— Start of Record excerpts —
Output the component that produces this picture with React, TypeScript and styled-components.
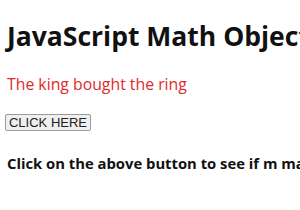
import React from 'react';
import styled, { createGlobalStyle } from 'styled-components';

const GlobalStyle = createGlobalStyle`
  html, body {
    margin: 0;
    padding: 0;
    background: #ffffff;
    overflow: hidden;
  }
  body {
    font-family: "Open Sans", "Noto Sans", sans-serif;
  }
`;

const Page = styled.div`
  display: flex;
  flex-direction: column;
  align-items: flex-start;
  padding: 20px 0 0 7px;
  width: 300px;
  height: 210px;
  box-sizing: border-box;
  overflow: hidden;
`;

const Title = styled.h1`
  margin: 0;
  font-size: 26.5px;
  line-height: 32px;
  font-weight: 700;
  color: #111111;
  white-space: nowrap;
`;

const Message = styled.p`
  margin: 20px 0 0;
  font-size: 15.8px;
  line-height: 24px;
  color: #de2a2a;
  white-space: nowrap;
`;

const ActionButton = styled.button`
  margin: 18px 0 0 -2px;
  height: 17px;
  width: 86px;
  padding: 0;
  font-family: "Liberation Sans", Arial, sans-serif;
  font-size: 13px;
  color: #222222;
  background: #efefef;
  border: 1px solid #9a9a9a;
  border-radius: 2px;
`;

const Hint = styled.h4`
  margin: 20px 0 0;
  font-size: 14.8px;
  line-height: 24px;
  font-weight: 700;
  color: #111111;
  white-space: nowrap;
`;

const App: React.FC = () => {
  return (
    <>
      <GlobalStyle />
      <Page>
        <Title>JavaScript Math Object</Title>
        <Message>The king bought the ring</Message>
        <ActionButton>CLICK HERE</ActionButton>
        <Hint>Click on the above button to see if m matches</Hint>
      </Page>
    </>
  );
};

export default App;
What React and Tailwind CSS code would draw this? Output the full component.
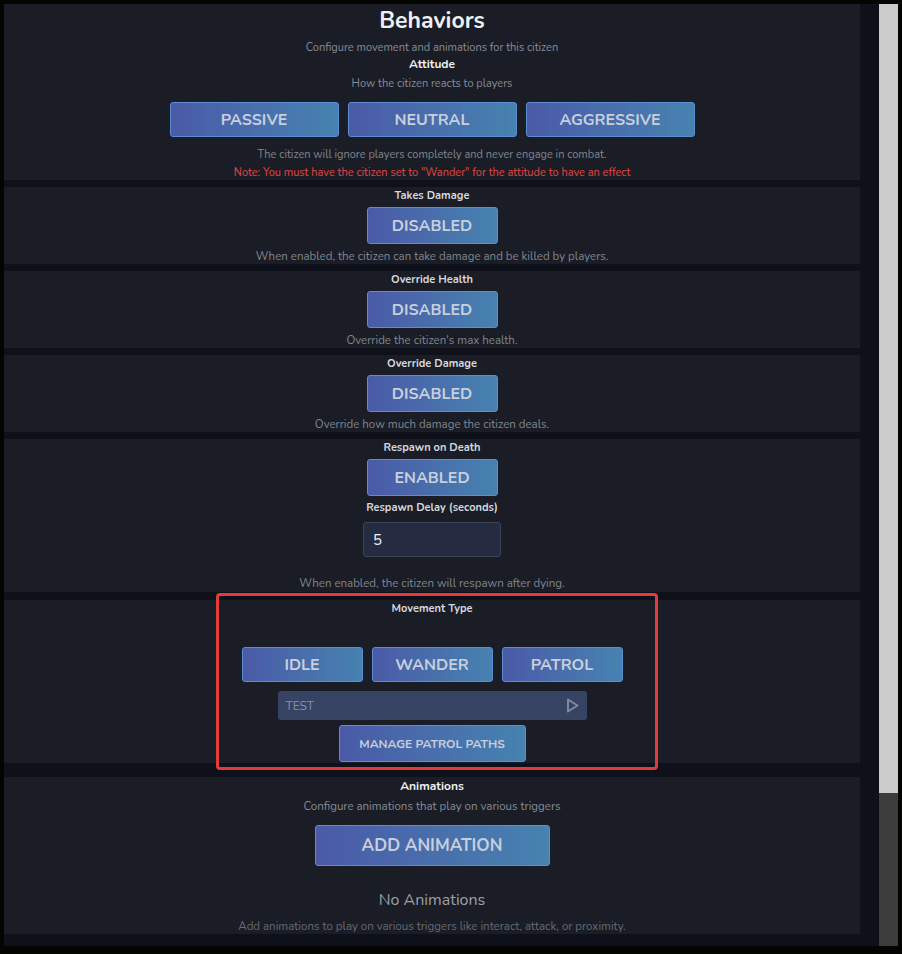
import { useState } from 'react';

const font = { fontFamily: '"Nunito", "Noto Sans", "Liberation Sans", sans-serif' };

function Btn({ children, className = '' }) {
  return (
    <button
      className={`flex items-center justify-center rounded-[3px] border border-[#5a8fd4] bg-gradient-to-r from-[#4a5aa7] to-[#4682b0] font-bold text-[#c7cfdd] ${className}`}
    >
      {children}
    </button>
  );
}

function Section({ className = '', children }) {
  return <div className={`flex w-[856px] flex-col items-center bg-[#1a1d25] ${className}`}>{children}</div>;
}

function ToggleSection({ title, value, desc }) {
  return (
    <Section className="h-[77px]">
      <div className="mt-[2px] text-[11px] leading-[14px] font-bold text-[#d4d7de]">{title}</div>
      <Btn className="mt-[4px] h-[37px] w-[131px] text-[16px]">{value}</Btn>
      <div className="mt-[5px] text-[11.5px] leading-[14px] text-[#80868f]">{desc}</div>
    </Section>
  );
}

export default function App() {
  const [delay, setDelay] = useState('5');
  return (
    <div className="h-[954px] w-[902px] overflow-hidden bg-[#040500] pt-[4px] pl-[4px]" style={font}>
      <div className="flex h-[942px]">
        {/* scroll area */}
        <div className="flex w-[875px] flex-col gap-[7px] bg-[#0e111a]">
          <Section className="h-[176px]">
            <h1 className="mt-[3px] text-[23px] leading-[28px] font-bold text-[#eef0f4]">Behaviors</h1>
            <p className="mt-[6px] text-[11px] leading-[14px] text-[#868c96]">Configure movement and animations for this citizen</p>
            <div className="mt-[1px] text-[12px] leading-[16px] font-bold text-[#eef0f4]">Attitude</div>
            <p className="mt-[5px] text-[11px] leading-[14px] text-[#868c96]">How the citizen reacts to players</p>
            <div className="mt-[11px] flex gap-[9px]">
              <Btn className="h-[35px] w-[169px] text-[16px]">PASSIVE</Btn>
              <Btn className="h-[35px] w-[169px] text-[16px]">NEUTRAL</Btn>
              <Btn className="h-[35px] w-[169px] text-[16px]">AGGRESSIVE</Btn>
            </div>
            <p className="mt-[11px] text-[11px] leading-[14px] text-[#80868f]">
              The citizen will ignore players completely and never engage in combat.
            </p>
            <p className="mt-[4px] text-[11px] leading-[14px] text-[#e24545]">
              Note: You must have the citizen set to "Wander" for the attitude to have an effect
            </p>
          </Section>

          <ToggleSection
            title="Takes Damage"
            value="DISABLED"
            desc="When enabled, the citizen can take damage and be killed by players."
          />
          <ToggleSection title="Override Health" value="DISABLED" desc="Override the citizen's max health." />
          <ToggleSection title="Override Damage" value="DISABLED" desc="Override how much damage the citizen deals." />

          <Section className="h-[153px]">
            <div className="mt-[2px] text-[11px] leading-[14px] font-bold text-[#d4d7de]">Respawn on Death</div>
            <Btn className="mt-[4px] h-[37px] w-[131px] text-[16px]">ENABLED</Btn>
            <div className="mt-[5px] text-[11px] leading-[14px] font-bold text-[#d4d7de]">Respawn Delay (seconds)</div>
            <input
              value={delay}
              onChange={(e) => setDelay(e.target.value)}
              className="mt-[7px] h-[35px] w-[138px] rounded-[3px] border border-[#3b4459] bg-[#252c41] px-[9px] text-[15px] text-[#eef0f4] outline-none"
              style={font}
            />
            <p className="mt-[19px] text-[11.5px] leading-[14px] text-[#80868f]">When enabled, the citizen will respawn after dying.</p>
          </Section>

          <div className="relative mt-[1px]">
            <Section className="h-[163px]">
              <div className="mt-[2px] text-[11px] leading-[14px] font-bold text-[#d4d7de]">Movement Type</div>
              <div className="mt-[31px] flex gap-[9px]">
                <Btn className="h-[35px] w-[121px] text-[16px]">IDLE</Btn>
                <Btn className="h-[35px] w-[121px] text-[16px]">WANDER</Btn>
                <Btn className="h-[35px] w-[121px] text-[16px]">PATROL</Btn>
              </div>
              <div className="mt-[9px] flex h-[29px] w-[309px] items-center justify-between rounded-[3px] bg-[#374362] pr-[8px] pl-[8px]">
                <span className="text-[12px] text-[#8892a8]">TEST</span>
                <svg width="13" height="15" viewBox="0 0 13 15" fill="none">
                  <path d="M2 1.5 L11.5 7.5 L2 13.5 Z" stroke="#7f899e" strokeWidth="2" strokeLinejoin="round" />
                </svg>
              </div>
              <Btn className="mt-[5px] h-[37px] w-[187px] text-[12px]">MANAGE PATROL PATHS</Btn>
            </Section>
            {/* annotation box */}
            <div className="pointer-events-none absolute top-[-7px] left-[212px] h-[177px] w-[442px] rounded-[4px] border-[3px] border-[#e53a3a]" />
          </div>

          <Section className="mt-[7px] h-[157px]">
            <div className="mt-[2px] text-[12px] leading-[14px] font-bold text-[#eef0f4]">Animations</div>
            <p className="mt-[6px] text-[11.5px] leading-[14px] text-[#868c96]">Configure animations that play on various triggers</p>
            <Btn className="mt-[12px] h-[41px] w-[235px] text-[17px]">ADD ANIMATION</Btn>
            <p className="mt-[24px] text-[16px] leading-[20px] text-[#9aa0aa]">No Animations</p>
            <p className="mt-[9px] text-[11.5px] leading-[14px] text-[#646a74]">
              Add animations to play on various triggers like interact, attack, or proximity.
            </p>
          </Section>
        </div>

        {/* scrollbar */}
        <div className="flex w-[19px] flex-col">
          <div className="h-[789px] bg-[#cbcbcb]" />
          <div className="flex-1 bg-[#3c3c3c]" />
        </div>
      </div>
    </div>
  );
}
— End of Record excerpts —
Problem statement: State the number of lines in this listing that contain the string "Output", and add nothing else.

Task response: 2